If you read this carefully, you might soon realize that — aside from the Ford Motor project at CAI (two months) and my entire time at Omnikron (seven months) — my pay always came from the United States Treasury. No, I never worked for the federal government. My salary at UCLA came from National Science Foundation and NASA grants. My salaries at CAI (other than the Ford work), SDC-Unisys, SAIC, and TRW all came from Department of Defense contracts.

Regarding my employment at Unisys, SAIC, and Omnikron:

Living well is the best revenge

George Herbert [1651]

I am indeed living well.

Why Retire?

No, I did not leave Northrop Grumman because of the work. (I hardly knew what working for Northrop Grumman would be like. When I retired, most of the prior TRW employee policies and practices were still in effect.) Except possibly when I worked at UCLA, TRW was the most positive employment experience I had. My coworkers were friendly. My managers were technically competent as well as being good leaders. The company as a whole treated me as a valued professional. TRW recognized that a salaried employee was not paid by the hour. As a professional, I was never threatened with the loss of pay for not putting in a full day of work. (I have heard (2007) that Northrop Grumman does not treat its employees as well as they were under TRW.)

No, it was neither the work nor the work environment that caused me to retire. The primary cause was the commute from Hell. It was not unusual for my 42 mile trip home in the evening to take 2 or 2.5 hours (an average speed of 20 miles per hour or less). Also, after chasing bits and bytes for almost 41 years, I was tired of having to do things that others told me to do. And I had finally accumulated sufficient retirement funds that I could afford to retire.

Keeping Busy

Enjoying too much not reporting to any manager, I quickly abandoned any thought of seeking even part-time employment. However, I seem to be as busy retired as I was when working.

The first thing on my agenda was a trip to Canada to visit our daughter Heather in Saskatoon. We spent over three weeks traveling by train, up the Pacific coast of the U.S. and then across Canada. We planned a trip and had an adventure.

Until Evelyn retired early in 2006, I cooked dinner many nights and even helped with grocery shopping. I emptied waste baskets and sometimes did my own laundry.

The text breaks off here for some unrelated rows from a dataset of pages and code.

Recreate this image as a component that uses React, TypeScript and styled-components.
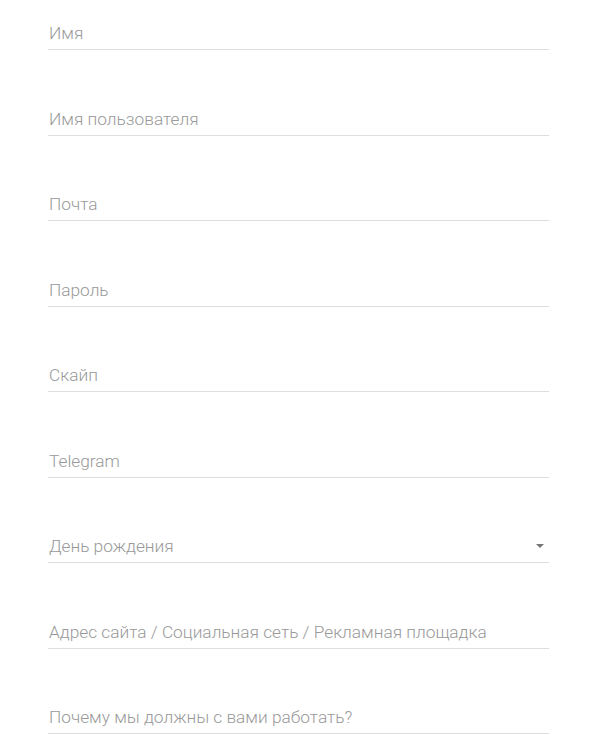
import styled, { createGlobalStyle } from 'styled-components';

const GlobalStyle = createGlobalStyle`
  html, body {
    margin: 0;
    padding: 0;
    background: #ffffff;
    font-family: Roboto, 'Noto Sans', sans-serif;
  }
`;

const Form = styled.form`
  display: flex;
  flex-direction: column;
  gap: 52.5px;
  width: 501px;
  padding: 17px 0 0 48px;
`;

const Field = styled.div`
  display: flex;
  align-items: center;
  height: 32px;
  border-bottom: 1px solid #dedede;
`;

const Input = styled.input`
  flex: 1;
  height: 32px;
  padding: 0 0 0 1px;
  border: none;
  outline: none;
  background: transparent;
  font-family: Roboto, 'Noto Sans', sans-serif;
  font-size: 17.3px;
  font-weight: 300;
  color: #333;

  &::placeholder {
    color: #999999;
  }
`;

const SelectText = styled.span`
  flex: 1;
  padding-left: 1px;
  font-size: 17.3px;
  font-weight: 300;
  line-height: 32px;
  color: #999999;
`;

const Caret = styled.svg`
  width: 8px;
  height: 4px;
  margin-right: 5px;
`;

const fields = [
  'Имя',
  'Имя пользователя',
  'Почта',
  'Пароль',
  'Скайп',
  'Telegram',
];

export default function App() {
  return (
    <>
      <GlobalStyle />
      <Form>
        {fields.map((f) => (
          <Field key={f}>
            <Input placeholder={f} type={f === 'Пароль' ? 'password' : 'text'} />
          </Field>
        ))}
        <Field>
          <SelectText>День рождения</SelectText>
          <Caret viewBox="0 0 8 4">
            <path d="M0 0 L8 0 L4 4 Z" fill="#757575" />
          </Caret>
        </Field>
        <Field>
          <Input placeholder="Адрес сайта / Социальная сеть / Рекламная площадка" />
        </Field>
        <Field>
          <Input placeholder="Почему мы должны с вами работать?" />
        </Field>
      </Form>
    </>
  );
}
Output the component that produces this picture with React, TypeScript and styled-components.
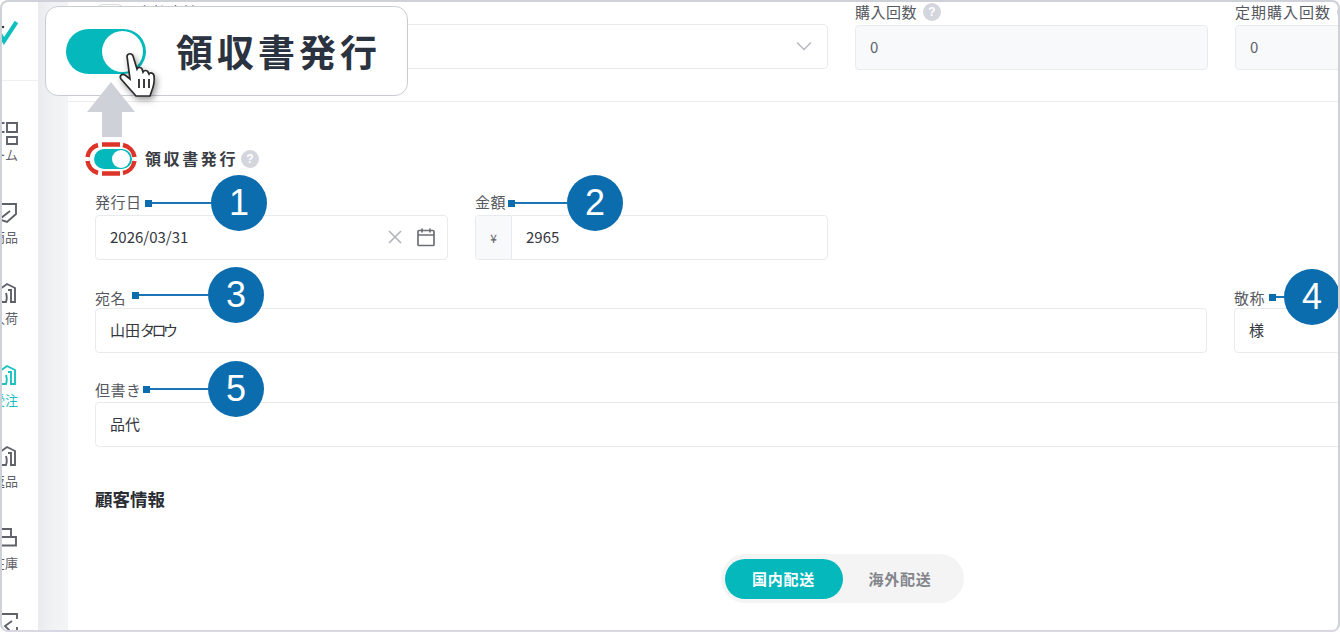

Even with Evelyn now retired, I continue cooking and helping around the house.

Some days I spend 2-3 hours in the garden; some days I don't garden at all. I read magazines and books, but not as much as I had planned. I spend too much time at my PC.

In 2003, I volunteered for four hours per week with OPEN, helping the unemployed use computers to prepare résumés and search for jobs. But the work I was doing was then assigned to paid Ventura County staff who would otherwise be laid-off. I also did some work setting up the used-book store at the Oak Park Library.

Now, I'm a docent twice a week at Gardens of the World. I spend about 3-5 hours a week attending to the affairs of the Community Foundation for Oak Park, for which I am President.

In July 2005, I was sworn as a member of the 2005-2006 Ventura County Grand Jury. A year later, I was reappointed to the 2006-2007 Ventura County Grand Jury. While they paid me, the per-diem stipend — initially $20 per day and then increased to $25, less than minimum wage when I was involved 4-5 hours a day — almost qualified this as volunteer service. California law prohibits a grand juror from serving more than two consecutive years, so I was discharged in July 2007. I could apply for service in a later year, but this involved a very serious commitment of time and effort that I don't want to make again.

Evelyn and I go out to dinner and even an occasional movie during the week, leaving the weekend crowds to others. I would also like to take Evelyn to lunch, but our busy schedules generally make that impossible.

For a while, I took my mother to lunch or breakfast about once a month. This ended when Mom's dementia became more pronounced.

I played bridge when I was a student (1960s) and when I worked at SDC (1970s). I decided to refresh my knowledge of this very mental card game and started taking lessons in 2007, with the expectation of playing duplicate bridge regularly.

Being with my grandchildren — Dakota (11) and Luc (newborn) — will of course occupy my time.

How Can I Pay for It?

Investments

NOTE WELL: I am not a professional investment advisor. Legally, I cannot give investment advice. I am merely describing how I handled my own investments in order to afford retirement.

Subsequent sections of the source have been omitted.